Aim of the exercise: Leave the pictures out. Return all other data exactly.

begin Material for this exercise

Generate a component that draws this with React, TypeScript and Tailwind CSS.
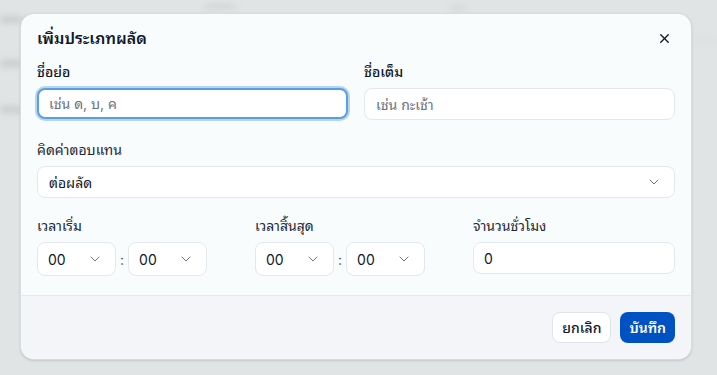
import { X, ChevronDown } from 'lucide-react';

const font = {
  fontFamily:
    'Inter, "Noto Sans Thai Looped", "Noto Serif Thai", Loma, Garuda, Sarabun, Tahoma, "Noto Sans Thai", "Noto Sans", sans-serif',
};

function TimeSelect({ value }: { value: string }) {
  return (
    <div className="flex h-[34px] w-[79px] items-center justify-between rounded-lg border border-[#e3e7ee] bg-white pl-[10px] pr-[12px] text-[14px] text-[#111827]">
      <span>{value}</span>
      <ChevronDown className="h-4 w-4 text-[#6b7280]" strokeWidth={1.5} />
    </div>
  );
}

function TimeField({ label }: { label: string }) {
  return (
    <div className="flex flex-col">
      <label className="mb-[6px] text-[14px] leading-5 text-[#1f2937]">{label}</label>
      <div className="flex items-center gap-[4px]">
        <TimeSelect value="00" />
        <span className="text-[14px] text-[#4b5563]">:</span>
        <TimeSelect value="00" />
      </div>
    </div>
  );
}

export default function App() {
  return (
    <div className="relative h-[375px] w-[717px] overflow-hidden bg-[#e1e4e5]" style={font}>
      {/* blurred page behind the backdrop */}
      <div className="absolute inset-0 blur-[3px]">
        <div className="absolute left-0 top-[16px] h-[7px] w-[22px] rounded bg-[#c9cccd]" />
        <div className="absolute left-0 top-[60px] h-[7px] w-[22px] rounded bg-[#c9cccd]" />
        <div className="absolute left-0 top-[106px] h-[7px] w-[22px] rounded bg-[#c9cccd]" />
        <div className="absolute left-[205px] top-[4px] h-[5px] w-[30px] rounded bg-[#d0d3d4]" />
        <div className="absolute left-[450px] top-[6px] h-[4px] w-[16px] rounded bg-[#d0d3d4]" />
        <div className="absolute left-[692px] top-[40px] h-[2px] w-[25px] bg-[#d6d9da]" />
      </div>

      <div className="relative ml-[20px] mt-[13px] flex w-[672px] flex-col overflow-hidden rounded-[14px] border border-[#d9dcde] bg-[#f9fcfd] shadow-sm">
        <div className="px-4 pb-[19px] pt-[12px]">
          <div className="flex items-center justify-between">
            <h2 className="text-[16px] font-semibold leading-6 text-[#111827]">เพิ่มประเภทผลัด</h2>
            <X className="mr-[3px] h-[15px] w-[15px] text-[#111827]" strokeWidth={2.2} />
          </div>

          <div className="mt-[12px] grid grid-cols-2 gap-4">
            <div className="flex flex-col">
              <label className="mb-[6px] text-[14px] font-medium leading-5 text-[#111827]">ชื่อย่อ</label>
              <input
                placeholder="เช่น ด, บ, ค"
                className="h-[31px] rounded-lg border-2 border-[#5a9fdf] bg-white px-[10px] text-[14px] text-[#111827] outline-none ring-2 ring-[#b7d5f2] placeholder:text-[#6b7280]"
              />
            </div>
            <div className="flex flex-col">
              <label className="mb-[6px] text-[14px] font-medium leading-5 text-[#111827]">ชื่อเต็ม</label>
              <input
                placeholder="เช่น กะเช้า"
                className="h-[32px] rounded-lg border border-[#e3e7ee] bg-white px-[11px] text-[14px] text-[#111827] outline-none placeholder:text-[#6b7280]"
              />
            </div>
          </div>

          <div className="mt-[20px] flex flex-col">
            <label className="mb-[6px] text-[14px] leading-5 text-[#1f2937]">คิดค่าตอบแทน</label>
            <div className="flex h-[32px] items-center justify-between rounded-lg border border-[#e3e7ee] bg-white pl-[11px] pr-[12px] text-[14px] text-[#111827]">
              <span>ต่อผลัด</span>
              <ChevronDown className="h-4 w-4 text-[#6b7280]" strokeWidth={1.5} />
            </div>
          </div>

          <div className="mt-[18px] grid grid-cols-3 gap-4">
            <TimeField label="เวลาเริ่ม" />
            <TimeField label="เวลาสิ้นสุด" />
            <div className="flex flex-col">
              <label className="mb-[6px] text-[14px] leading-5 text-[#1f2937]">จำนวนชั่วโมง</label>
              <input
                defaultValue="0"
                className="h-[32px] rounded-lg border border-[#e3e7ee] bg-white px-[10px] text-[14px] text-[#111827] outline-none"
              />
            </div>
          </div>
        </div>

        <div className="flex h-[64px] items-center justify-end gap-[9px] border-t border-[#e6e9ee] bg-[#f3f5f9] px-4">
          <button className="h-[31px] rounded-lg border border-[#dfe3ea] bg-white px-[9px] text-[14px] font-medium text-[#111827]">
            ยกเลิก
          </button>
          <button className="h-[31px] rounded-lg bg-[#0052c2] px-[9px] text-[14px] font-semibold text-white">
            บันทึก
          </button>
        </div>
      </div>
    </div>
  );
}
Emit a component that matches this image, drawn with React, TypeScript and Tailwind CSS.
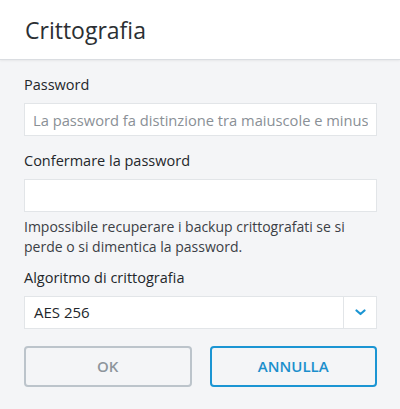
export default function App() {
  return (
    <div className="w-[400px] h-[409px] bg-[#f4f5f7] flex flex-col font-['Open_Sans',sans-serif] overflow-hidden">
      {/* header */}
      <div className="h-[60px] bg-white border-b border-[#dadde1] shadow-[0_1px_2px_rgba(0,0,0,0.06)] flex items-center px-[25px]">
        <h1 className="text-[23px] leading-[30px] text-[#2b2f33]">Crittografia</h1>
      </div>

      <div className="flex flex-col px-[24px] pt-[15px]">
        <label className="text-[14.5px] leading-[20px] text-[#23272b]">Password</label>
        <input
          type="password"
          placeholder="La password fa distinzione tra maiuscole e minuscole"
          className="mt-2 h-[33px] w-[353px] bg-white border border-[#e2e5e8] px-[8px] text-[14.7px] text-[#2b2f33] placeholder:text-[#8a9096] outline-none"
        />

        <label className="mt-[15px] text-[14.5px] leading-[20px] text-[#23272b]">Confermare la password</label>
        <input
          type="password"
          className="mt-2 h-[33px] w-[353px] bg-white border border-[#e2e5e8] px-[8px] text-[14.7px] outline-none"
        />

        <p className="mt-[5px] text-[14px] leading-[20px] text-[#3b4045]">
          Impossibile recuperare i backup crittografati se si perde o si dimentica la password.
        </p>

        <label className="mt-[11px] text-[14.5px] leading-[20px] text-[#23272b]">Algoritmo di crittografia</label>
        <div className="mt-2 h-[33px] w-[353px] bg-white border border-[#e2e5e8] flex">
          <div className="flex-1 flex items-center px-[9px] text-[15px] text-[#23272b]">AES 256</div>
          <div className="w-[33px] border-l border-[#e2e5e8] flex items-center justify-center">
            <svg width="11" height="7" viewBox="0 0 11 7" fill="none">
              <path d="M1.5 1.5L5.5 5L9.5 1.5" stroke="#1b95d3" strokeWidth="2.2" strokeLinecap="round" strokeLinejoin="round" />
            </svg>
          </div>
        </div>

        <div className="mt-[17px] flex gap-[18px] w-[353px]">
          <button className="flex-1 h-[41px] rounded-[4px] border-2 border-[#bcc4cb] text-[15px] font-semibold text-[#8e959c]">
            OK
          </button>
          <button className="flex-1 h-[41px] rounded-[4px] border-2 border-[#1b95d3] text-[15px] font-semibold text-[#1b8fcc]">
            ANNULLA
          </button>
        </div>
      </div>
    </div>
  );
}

end Material for this exercise

Solution to this problem:
Generate a component that draws this with React, TypeScript and Tailwind CSS.
import { X, ChevronDown } from 'lucide-react';

const font = {
  fontFamily:
    'Inter, "Noto Sans Thai Looped", "Noto Serif Thai", Loma, Garuda, Sarabun, Tahoma, "Noto Sans Thai", "Noto Sans", sans-serif',
};

function TimeSelect({ value }: { value: string }) {
  return (
    <div className="flex h-[34px] w-[79px] items-center justify-between rounded-lg border border-[#e3e7ee] bg-white pl-[10px] pr-[12px] text-[14px] text-[#111827]">
      <span>{value}</span>
      <ChevronDown className="h-4 w-4 text-[#6b7280]" strokeWidth={1.5} />
    </div>
  );
}

function TimeField({ label }: { label: string }) {
  return (
    <div className="flex flex-col">
      <label className="mb-[6px] text-[14px] leading-5 text-[#1f2937]">{label}</label>
      <div className="flex items-center gap-[4px]">
        <TimeSelect value="00" />
        <span className="text-[14px] text-[#4b5563]">:</span>
        <TimeSelect value="00" />
      </div>
    </div>
  );
}

export default function App() {
  return (
    <div className="relative h-[375px] w-[717px] overflow-hidden bg-[#e1e4e5]" style={font}>
      {/* blurred page behind the backdrop */}
      <div className="absolute inset-0 blur-[3px]">
        <div className="absolute left-0 top-[16px] h-[7px] w-[22px] rounded bg-[#c9cccd]" />
        <div className="absolute left-0 top-[60px] h-[7px] w-[22px] rounded bg-[#c9cccd]" />
        <div className="absolute left-0 top-[106px] h-[7px] w-[22px] rounded bg-[#c9cccd]" />
        <div className="absolute left-[205px] top-[4px] h-[5px] w-[30px] rounded bg-[#d0d3d4]" />
        <div className="absolute left-[450px] top-[6px] h-[4px] w-[16px] rounded bg-[#d0d3d4]" />
        <div className="absolute left-[692px] top-[40px] h-[2px] w-[25px] bg-[#d6d9da]" />
      </div>

      <div className="relative ml-[20px] mt-[13px] flex w-[672px] flex-col overflow-hidden rounded-[14px] border border-[#d9dcde] bg-[#f9fcfd] shadow-sm">
        <div className="px-4 pb-[19px] pt-[12px]">
          <div className="flex items-center justify-between">
            <h2 className="text-[16px] font-semibold leading-6 text-[#111827]">เพิ่มประเภทผลัด</h2>
            <X className="mr-[3px] h-[15px] w-[15px] text-[#111827]" strokeWidth={2.2} />
          </div>

          <div className="mt-[12px] grid grid-cols-2 gap-4">
            <div className="flex flex-col">
              <label className="mb-[6px] text-[14px] font-medium leading-5 text-[#111827]">ชื่อย่อ</label>
              <input
                placeholder="เช่น ด, บ, ค"
                className="h-[31px] rounded-lg border-2 border-[#5a9fdf] bg-white px-[10px] text-[14px] text-[#111827] outline-none ring-2 ring-[#b7d5f2] placeholder:text-[#6b7280]"
              />
            </div>
            <div className="flex flex-col">
              <label className="mb-[6px] text-[14px] font-medium leading-5 text-[#111827]">ชื่อเต็ม</label>
              <input
                placeholder="เช่น กะเช้า"
                className="h-[32px] rounded-lg border border-[#e3e7ee] bg-white px-[11px] text-[14px] text-[#111827] outline-none placeholder:text-[#6b7280]"
              />
            </div>
          </div>

          <div className="mt-[20px] flex flex-col">
            <label className="mb-[6px] text-[14px] leading-5 text-[#1f2937]">คิดค่าตอบแทน</label>
            <div className="flex h-[32px] items-center justify-between rounded-lg border border-[#e3e7ee] bg-white pl-[11px] pr-[12px] text-[14px] text-[#111827]">
              <span>ต่อผลัด</span>
              <ChevronDown className="h-4 w-4 text-[#6b7280]" strokeWidth={1.5} />
            </div>
          </div>

          <div className="mt-[18px] grid grid-cols-3 gap-4">
            <TimeField label="เวลาเริ่ม" />
            <TimeField label="เวลาสิ้นสุด" />
            <div className="flex flex-col">
              <label className="mb-[6px] text-[14px] leading-5 text-[#1f2937]">จำนวนชั่วโมง</label>
              <input
                defaultValue="0"
                className="h-[32px] rounded-lg border border-[#e3e7ee] bg-white px-[10px] text-[14px] text-[#111827] outline-none"
              />
            </div>
          </div>
        </div>

        <div className="flex h-[64px] items-center justify-end gap-[9px] border-t border-[#e6e9ee] bg-[#f3f5f9] px-4">
          <button className="h-[31px] rounded-lg border border-[#dfe3ea] bg-white px-[9px] text-[14px] font-medium text-[#111827]">
            ยกเลิก
          </button>
          <button className="h-[31px] rounded-lg bg-[#0052c2] px-[9px] text-[14px] font-semibold text-white">
            บันทึก
          </button>
        </div>
      </div>
    </div>
  );
}
Emit a component that matches this image, drawn with React, TypeScript and Tailwind CSS.
export default function App() {
  return (
    <div className="w-[400px] h-[409px] bg-[#f4f5f7] flex flex-col font-['Open_Sans',sans-serif] overflow-hidden">
      {/* header */}
      <div className="h-[60px] bg-white border-b border-[#dadde1] shadow-[0_1px_2px_rgba(0,0,0,0.06)] flex items-center px-[25px]">
        <h1 className="text-[23px] leading-[30px] text-[#2b2f33]">Crittografia</h1>
      </div>

      <div className="flex flex-col px-[24px] pt-[15px]">
        <label className="text-[14.5px] leading-[20px] text-[#23272b]">Password</label>
        <input
          type="password"
          placeholder="La password fa distinzione tra maiuscole e minuscole"
          className="mt-2 h-[33px] w-[353px] bg-white border border-[#e2e5e8] px-[8px] text-[14.7px] text-[#2b2f33] placeholder:text-[#8a9096] outline-none"
        />

        <label className="mt-[15px] text-[14.5px] leading-[20px] text-[#23272b]">Confermare la password</label>
        <input
          type="password"
          className="mt-2 h-[33px] w-[353px] bg-white border border-[#e2e5e8] px-[8px] text-[14.7px] outline-none"
        />

        <p className="mt-[5px] text-[14px] leading-[20px] text-[#3b4045]">
          Impossibile recuperare i backup crittografati se si perde o si dimentica la password.
        </p>

        <label className="mt-[11px] text-[14.5px] leading-[20px] text-[#23272b]">Algoritmo di crittografia</label>
        <div className="mt-2 h-[33px] w-[353px] bg-white border border-[#e2e5e8] flex">
          <div className="flex-1 flex items-center px-[9px] text-[15px] text-[#23272b]">AES 256</div>
          <div className="w-[33px] border-l border-[#e2e5e8] flex items-center justify-center">
            <svg width="11" height="7" viewBox="0 0 11 7" fill="none">
              <path d="M1.5 1.5L5.5 5L9.5 1.5" stroke="#1b95d3" strokeWidth="2.2" strokeLinecap="round" strokeLinejoin="round" />
            </svg>
          </div>
        </div>

        <div className="mt-[17px] flex gap-[18px] w-[353px]">
          <button className="flex-1 h-[41px] rounded-[4px] border-2 border-[#bcc4cb] text-[15px] font-semibold text-[#8e959c]">
            OK
          </button>
          <button className="flex-1 h-[41px] rounded-[4px] border-2 border-[#1b95d3] text-[15px] font-semibold text-[#1b8fcc]">
            ANNULLA
          </button>
        </div>
      </div>
    </div>
  );
}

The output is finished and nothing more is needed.